Les commentaires à l’intérieur de la tour de la BCE à Francfort sont, crois-je savoir, assez désabusés – chez une population qui a pourtant l’habitude d’être le petit doigt sur la couture du pantalon.

Les commentaires à l’extérieur de la tour sont publics, vous pouvez les trouver dans l’article du Point cité ci-dessus – mention spéciale à celui du ministre italien – ou bien encore ici : https://www.reuters.com/article/us-ecb-policy-italy-minister-idUSKBN20Z3DW ou n’importe où en recherchant sur Internet à partir des mots-clés “Lagarde Spreads Italy”.

Pour donner dans l’euphémisme, nous dirons que ce n’est pas exactement un concert de louanges enamourées.

Quant au service de la communication de la BCE, il rame désespérément pour tenter de faire comprendre que Lagarde a été mal interprétée.

Malheureusement, Lagarde s’est exprimée avec une clarté insoutenable, et le mal est fait.

Sachez donc que la voie est libre : si vous voulez vendre des Bons du Trésor Public italien pour acheter des Bund allemands, il n’y aura personne en face de vous à la BCE pour vous contrecarrer.

Sachez donc que la survie de l’euro n’est pas une priorité pour la cheffe de la BCE, qui a sans doute en tête d’autres ambitions plus sérieuses.

C’est un peu comme si, en avril 1945, l’Oberkommando der Wehrmacht (OKW, l’organe de commandement suprême des forces armées allemandes) avait fait benoîtement savoir à une planète interloquée que la défense de la ligne Oder-Neisse n’était pas une priorité. Et que la Wehrmacht dégageait la voie pour aller chercher des œufs de Pâques dans les vertes et riantes prairies autrichiennes. En pensant printemps, bien entendu.
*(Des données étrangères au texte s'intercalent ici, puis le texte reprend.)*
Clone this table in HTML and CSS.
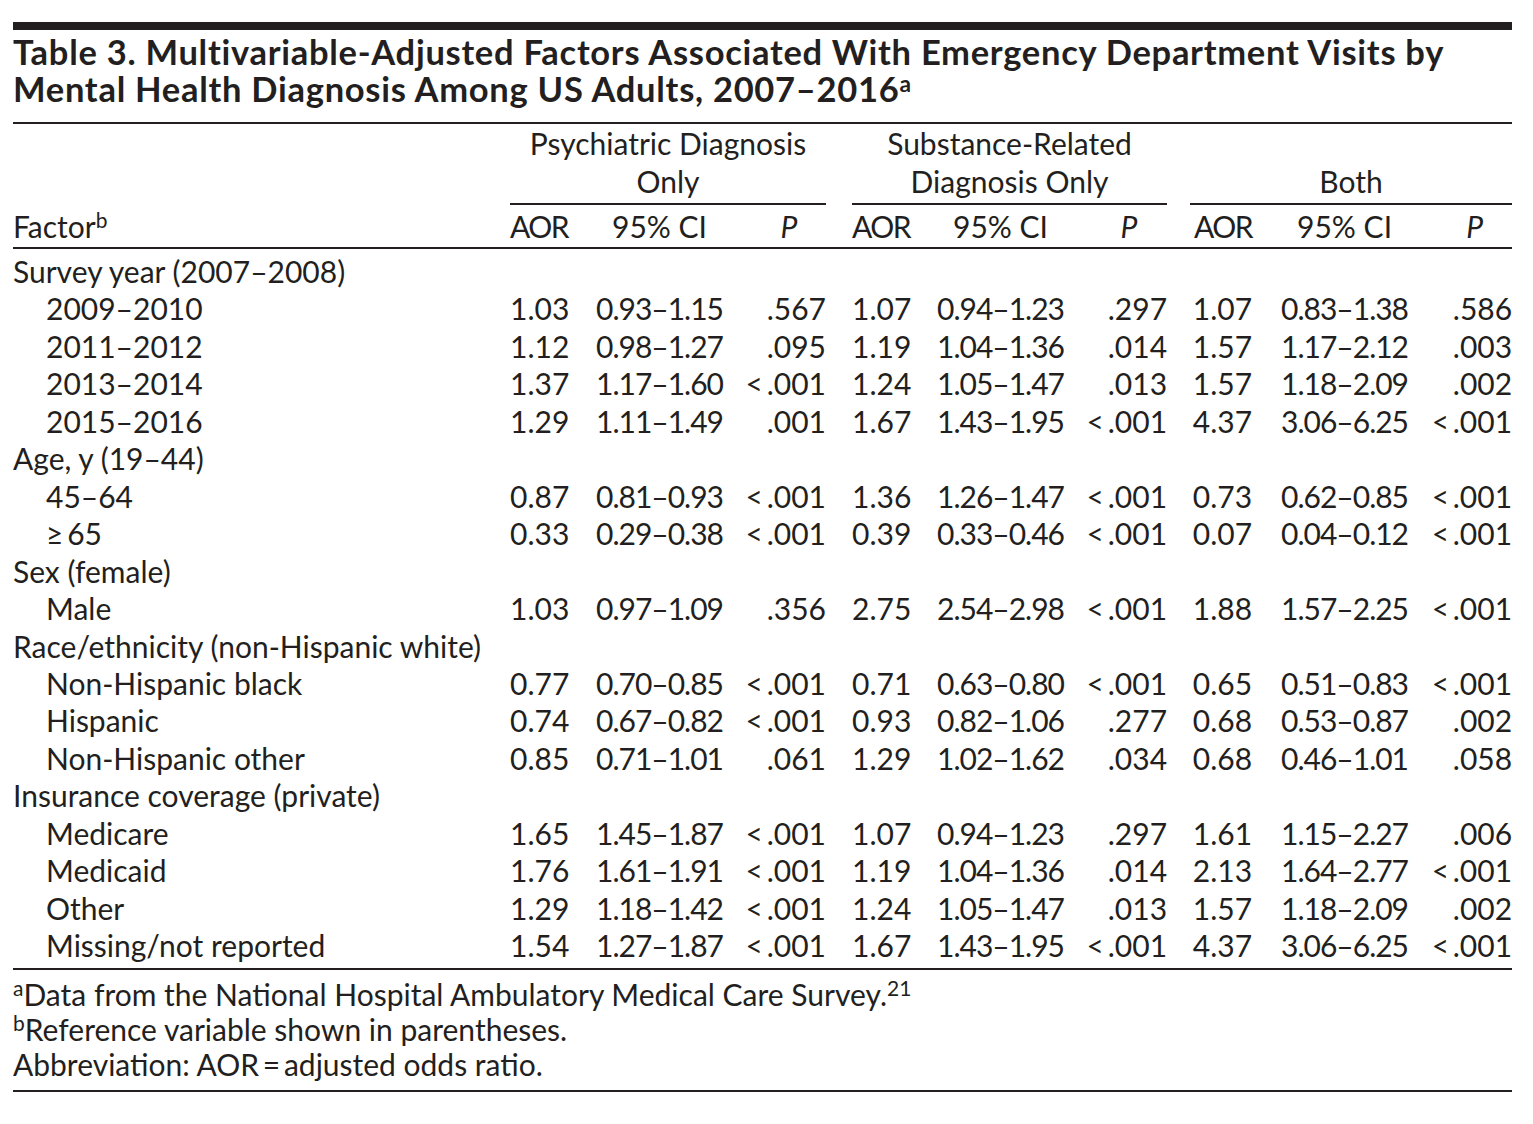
FILE: index.html
```html
<!DOCTYPE html>
<html lang="en">
<head>
<meta charset="utf-8">
<title>Table 3</title>
<link rel="stylesheet" href="styles.css">
</head>
<body>
<div class="page">
  <div class="topbar"></div>
  <h1 class="title">Table 3. Multivariable-Adjusted Factors Associated With Emergency Department Visits by<br>Mental Health Diagnosis Among US Adults, 2007–2016<sup>a</sup></h1>
  <table class="data">
    <colgroup>
      <col class="c-factor">
      <col class="c-aor1"><col class="c-ci1"><col class="c-p1">
      <col class="c-gap1">
      <col class="c-aor2"><col class="c-ci2"><col class="c-p2">
      <col class="c-gap2">
      <col class="c-aor3"><col class="c-ci3"><col class="c-p3">
    </colgroup>
    <thead>
      <tr class="grp">
        <th></th>
        <th colspan="3" class="grp-h">Psychiatric Diagnosis<br>Only</th>
        <th></th>
        <th colspan="3" class="grp-h">Substance-Related<br>Diagnosis Only</th>
        <th></th>
        <th colspan="3" class="grp-h"><br>Both</th>
      </tr>
      <tr class="sub">
        <th class="factor-h">Factor<sup>b</sup></th>
        <th class="aor-h">AOR</th><th class="ci">95% CI</th><th class="p-h"><i>P</i></th>
        <th></th>
        <th class="aor-h">AOR</th><th class="ci">95% CI</th><th class="p-h"><i>P</i></th>
        <th></th>
        <th class="aor-h">AOR</th><th class="ci">95% CI</th><th class="p-h"><i>P</i></th>
      </tr>
    </thead>
    <tbody>
      <tr class="cat first"><td colspan="12">Survey year (2007–2008)</td></tr>
      <tr><td class="ind">2009–2010</td><td class="num">1.03</td><td class="ci">0.93–1.15</td><td class="num">.567</td><td></td><td class="num">1.07</td><td class="ci">0.94–1.23</td><td class="num">.297</td><td></td><td class="num">1.07</td><td class="ci">0.83–1.38</td><td class="num">.586</td></tr>
      <tr><td class="ind">2011–2012</td><td class="num">1.12</td><td class="ci">0.98–1.27</td><td class="num">.095</td><td></td><td class="num">1.19</td><td class="ci">1.04–1.36</td><td class="num">.014</td><td></td><td class="num">1.57</td><td class="ci">1.17–2.12</td><td class="num">.003</td></tr>
      <tr><td class="ind">2013–2014</td><td class="num">1.37</td><td class="ci">1.17–1.60</td><td class="num">&lt;&thinsp;.001</td><td></td><td class="num">1.24</td><td class="ci">1.05–1.47</td><td class="num">.013</td><td></td><td class="num">1.57</td><td class="ci">1.18–2.09</td><td class="num">.002</td></tr>
      <tr><td class="ind">2015–2016</td><td class="num">1.29</td><td class="ci">1.11–1.49</td><td class="num">.001</td><td></td><td class="num">1.67</td><td class="ci">1.43–1.95</td><td class="num">&lt;&thinsp;.001</td><td></td><td class="num">4.37</td><td class="ci">3.06–6.25</td><td class="num">&lt;&thinsp;.001</td></tr>
      <tr class="cat"><td colspan="12">Age, y (19–44)</td></tr>
      <tr><td class="ind">45–64</td><td class="num">0.87</td><td class="ci">0.81–0.93</td><td class="num">&lt;&thinsp;.001</td><td></td><td class="num">1.36</td><td class="ci">1.26–1.47</td><td class="num">&lt;&thinsp;.001</td><td></td><td class="num">0.73</td><td class="ci">0.62–0.85</td><td class="num">&lt;&thinsp;.001</td></tr>
      <tr><td class="ind">≥&thinsp;65</td><td class="num">0.33</td><td class="ci">0.29–0.38</td><td class="num">&lt;&thinsp;.001</td><td></td><td class="num">0.39</td><td class="ci">0.33–0.46</td><td class="num">&lt;&thinsp;.001</td><td></td><td class="num">0.07</td><td class="ci">0.04–0.12</td><td class="num">&lt;&thinsp;.001</td></tr>
      <tr class="cat"><td colspan="12">Sex (female)</td></tr>
      <tr><td class="ind">Male</td><td class="num">1.03</td><td class="ci">0.97–1.09</td><td class="num">.356</td><td></td><td class="num">2.75</td><td class="ci">2.54–2.98</td><td class="num">&lt;&thinsp;.001</td><td></td><td class="num">1.88</td><td class="ci">1.57–2.25</td><td class="num">&lt;&thinsp;.001</td></tr>
      <tr class="cat"><td colspan="12">Race/ethnicity (non-Hispanic white)</td></tr>
      <tr><td class="ind">Non-Hispanic black</td><td class="num">0.77</td><td class="ci">0.70–0.85</td><td class="num">&lt;&thinsp;.001</td><td></td><td class="num">0.71</td><td class="ci">0.63–0.80</td><td class="num">&lt;&thinsp;.001</td><td></td><td class="num">0.65</td><td class="ci">0.51–0.83</td><td class="num">&lt;&thinsp;.001</td></tr>
      <tr><td class="ind">Hispanic</td><td class="num">0.74</td><td class="ci">0.67–0.82</td><td class="num">&lt;&thinsp;.001</td><td></td><td class="num">0.93</td><td class="ci">0.82–1.06</td><td class="num">.277</td><td></td><td class="num">0.68</td><td class="ci">0.53–0.87</td><td class="num">.002</td></tr>
      <tr><td class="ind">Non-Hispanic other</td><td class="num">0.85</td><td class="ci">0.71–1.01</td><td class="num">.061</td><td></td><td class="num">1.29</td><td class="ci">1.02–1.62</td><td class="num">.034</td><td></td><td class="num">0.68</td><td class="ci">0.46–1.01</td><td class="num">.058</td></tr>
      <tr class="cat"><td colspan="12">Insurance coverage (private)</td></tr>
      <tr><td class="ind">Medicare</td><td class="num">1.65</td><td class="ci">1.45–1.87</td><td class="num">&lt;&thinsp;.001</td><td></td><td class="num">1.07</td><td class="ci">0.94–1.23</td><td class="num">.297</td><td></td><td class="num">1.61</td><td class="ci">1.15–2.27</td><td class="num">.006</td></tr>
      <tr><td class="ind">Medicaid</td><td class="num">1.76</td><td class="ci">1.61–1.91</td><td class="num">&lt;&thinsp;.001</td><td></td><td class="num">1.19</td><td class="ci">1.04–1.36</td><td class="num">.014</td><td></td><td class="num">2.13</td><td class="ci">1.64–2.77</td><td class="num">&lt;&thinsp;.001</td></tr>
      <tr><td class="ind">Other</td><td class="num">1.29</td><td class="ci">1.18–1.42</td><td class="num">&lt;&thinsp;.001</td><td></td><td class="num">1.24</td><td class="ci">1.05–1.47</td><td class="num">.013</td><td></td><td class="num">1.57</td><td class="ci">1.18–2.09</td><td class="num">.002</td></tr>
      <tr class="last"><td class="ind">Missing/not reported</td><td class="num">1.54</td><td class="ci">1.27–1.87</td><td class="num">&lt;&thinsp;.001</td><td></td><td class="num">1.67</td><td class="ci">1.43–1.95</td><td class="num">&lt;&thinsp;.001</td><td></td><td class="num">4.37</td><td class="ci">3.06–6.25</td><td class="num">&lt;&thinsp;.001</td></tr>
    </tbody>
  </table>
  <div class="notes">
    <p><sup>a</sup>Data from the National Hospital Ambulatory Medical Care Survey.<sup>21</sup></p>
    <p><sup>b</sup>Reference variable shown in parentheses.</p>
    <p>Abbreviation: AOR&thinsp;=&thinsp;adjusted odds ratio.</p>
  </div>
</div>
</body>
</html>
```
FILE: styles.css
```css
html, body {
  margin: 0;
  padding: 0;
  background: #ffffff;
}

body {
  color: #231f20;
  font-family: "Lato", "Open Sans", sans-serif;
  font-size: 30px;
}

.page {
  width: 1499px;
  padding: 22px 0 0 13px;
}

.topbar {
  height: 8px;
  background: #231f20;
}

.title {
  margin: 3px 0 0;
  padding: 0 0 15px;
  font-size: 34.5px;
  font-weight: 700;
  letter-spacing: 0.72px;
  line-height: 37px;
  border-bottom: 2px solid #231f20;
}

sup {
  font-size: 0.7em;
  line-height: 0;
  vertical-align: 0.5em;
}

.title sup {
  font-size: 0.66em;
  letter-spacing: 0;
  vertical-align: 0.42em;
}

.data {
  width: 1499px;
  table-layout: fixed;
  border-collapse: collapse;
  border-spacing: 0;
}

.c-factor { width: 497px; }
.c-aor1 { width: 57px; }
.c-ci1 { width: 175px; }
.c-p1 { width: 84px; }
.c-gap1 { width: 26px; }
.c-aor2 { width: 58px; }
.c-ci2 { width: 171px; }
.c-p2 { width: 86px; }
.c-gap2 { width: 23px; }
.c-aor3 { width: 62px; }
.c-ci3 { width: 175px; }
.c-p3 { width: 85px; }

th, td {
  padding: 0;
  font-weight: 400;
  white-space: nowrap;
}

.grp th {
  line-height: 38px;
  padding: 0 0 3px;
}

.grp .grp-h {
  text-align: center;
  border-bottom: 2px solid #231f20;
}

.sub th {
  line-height: 38px;
  padding: 2px 0;
  border-bottom: 2px solid #231f20;
}

.sub th.ci,
.sub th.p-h {
  padding-left: 10px;
}

.factor-h {
  text-align: left;
}

.aor-h {
  text-align: right;
  letter-spacing: -1.5px;
}

.ci {
  text-align: center;
}

.p-h {
  text-align: center;
}

.p-h i {
  font-style: italic;
}

tbody td {
  line-height: 37.45px;
  text-align: left;
}

tbody td.num {
  text-align: right;
}

tbody td.ci {
  text-align: center;
  padding-left: 10px;
  letter-spacing: -1px;
}

.ind {
  padding-left: 33px;
}

tr.first td {
  padding-top: 4px;
}

tr.last td {
  padding-bottom: 3px;
  border-bottom: 2px solid #231f20;
}

.notes {
  padding: 7px 0 8px;
  border-bottom: 2px solid #231f20;
}

.notes p {
  margin: 0;
  line-height: 35px;
}
```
Alors que l’Italie s’enfonce dans une crise sanitaire et économique sans précédent, et qu’une bonne partie des pays du sud de l’UE, Espagne et France en tête, lui emboîtent le pas à une allure effrayante, la “bourde” incommensurable de Christine Lagarde ne pouvait pas tomber plus mal pour la survie déjà précaire de l’euro.